→ **Work instructions**: Begin at the first line of the data and copy each line through the one containing "import React from", that line included, with no pictures.

→ **Material provided**:
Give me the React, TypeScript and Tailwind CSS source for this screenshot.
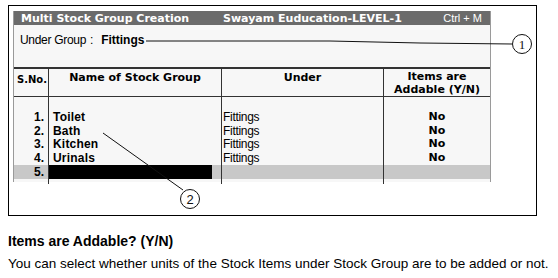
import React from "react";

const rows = [
  { no: "1.", name: "Toilet", under: "Fittings", addable: "No" },
  { no: "2.", name: "Bath", under: "Fittings", addable: "No" },
  { no: "3.", name: "Kitchen", under: "Fittings", addable: "No" },
  { no: "4.", name: "Urinals", under: "Fittings", addable: "No" },
];

const verdana = "font-['DejaVu_Sans',Verdana,sans-serif]";
const arial = "font-['Liberation_Sans',Arial,sans-serif]";

function Callouts() {
  return (
    <svg className="pointer-events-none absolute left-0 top-0" width="558" height="278">
      <path d="M146 41 L330 41 L420 43 L512 44" fill="none" stroke="#111" strokeWidth="1" />
      <circle cx="522" cy="44" r="9.5" fill="white" stroke="#111" strokeWidth="1" />
      <text x="522" y="49" textAnchor="middle" fontSize="13" fontFamily="'Liberation Serif', serif" fill="#111">1</text>
      <line x1="103" y1="133" x2="183" y2="190" stroke="#111" strokeWidth="1" />
      <circle cx="190" cy="199" r="9.5" fill="white" stroke="#111" strokeWidth="1" />
      <text x="190" y="204" textAnchor="middle" fontSize="13" fontFamily="'Liberation Sans', sans-serif" fill="#111">2</text>
    </svg>
  );
}

export default function App() {
  return (
    <div className={`relative w-[558px] h-[278px] bg-white text-black ${arial}`}>
      <div className="ml-[8px] pt-[5px]">
        <div className="w-[529px] h-[211px] border border-black pl-[4px] pt-[5px]">
          <div className="w-[478px] h-[171px] bg-[#f7f7f7] border-l border-r border-[#9a9a9a] border-t-0">
            {/* title bar */}
            <div className="flex h-[14px] items-center bg-[#6b6b6b] text-white text-[11px] leading-none">
              <span className={`pl-[7px] w-[209px] font-bold ${verdana}`}>Multi Stock Group Creation</span>
              <span className={`font-bold ${verdana}`}>Swayam Euducation-LEVEL-1</span>
              <span className="ml-auto pr-[8px] text-[11px]">Ctrl + M</span>
            </div>
            {/* under group */}
            <div className="flex h-[42px] items-start pl-[6px] pt-[8px] text-[12px] leading-[14px] tracking-[-0.3px]">
              <span>Under Group</span>
              <span className="ml-[4px]">:</span>
              <span className="ml-[8px] font-bold tracking-normal">Fittings</span>
            </div>
            {/* table */}
            <div className="grid grid-cols-[35px_173px_162px_1fr] border-t-2 border-[#333]">
              <div className={`h-[28px] border-r border-[#333] border-b pl-[3px] pt-[3px] text-[10px] font-bold ${verdana}`}>S.No.</div>
              <div className={`h-[28px] border-r border-[#333] border-b pt-[1px] text-center text-[11px] font-bold ${verdana}`}>Name of Stock Group</div>
              <div className={`h-[28px] border-r border-[#333] border-b pt-[1px] text-center text-[11px] font-bold ${verdana}`}>Under</div>
              <div className={`h-[28px] border-b border-[#333] pt-[1px] text-center text-[11px] font-bold leading-[13px] ${verdana}`}>
                Items are
                <br />
                Addable (Y/N)
              </div>

              <div className="h-[13px] border-r border-[#333]" />
              <div className="h-[13px] border-r border-[#333]" />
              <div className="h-[13px] border-r border-[#333]" />
              <div className="h-[13px]" />

              {rows.map((r) => (
                <React.Fragment key={r.no}>
                  <div className="h-[13.7px] border-r border-[#333] pr-[4px] text-right text-[12px] font-bold leading-[14px]">{r.no}</div>
                  <div className="h-[13.7px] border-r border-[#333] pl-[4px] text-[12px] font-bold leading-[14px] tracking-[0.2px]">{r.name}</div>
                  <div className="h-[13.7px] border-r border-[#333] pl-[1px] text-[12px] leading-[14px] tracking-[-0.3px]">{r.under}</div>
                  <div className={`h-[13.7px] text-center text-[11px] font-bold leading-[14px] ${verdana}`}>{r.addable}</div>
                </React.Fragment>
              ))}

              <div className="h-[14px] bg-[#c8c8c8] border-r border-[#333] pr-[4px] text-right text-[12px] font-bold leading-[14px]">5.</div>
              <div className="h-[14px] bg-[#c8c8c8] border-r border-[#333] flex">
                <div className="w-[163px] h-full bg-black" />
              </div>
              <div className="h-[14px] bg-[#c8c8c8] border-r border-[#333]" />
              <div className="h-[14px] bg-[#c8c8c8]" />

              <div className="h-[5px] border-r border-[#333]" />
              <div className="h-[5px] border-r border-[#333]" />
              <div className="h-[5px] border-r border-[#333]" />
              <div className="h-[5px]" />
            </div>
          </div>
        </div>
        <div className="mt-[17px] text-[14px] font-bold leading-[17px]">Items are Addable? (Y/N)</div>
        <div className="mt-[6px] text-[13.5px] leading-[16px]">
          You can select whether units of the Stock Items under Stock Group are to be added or not.
        </div>
      </div>
      <Callouts />
    </div>
  );
}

→ **Full response**:
Give me the React, TypeScript and Tailwind CSS source for this screenshot.
import React from "react";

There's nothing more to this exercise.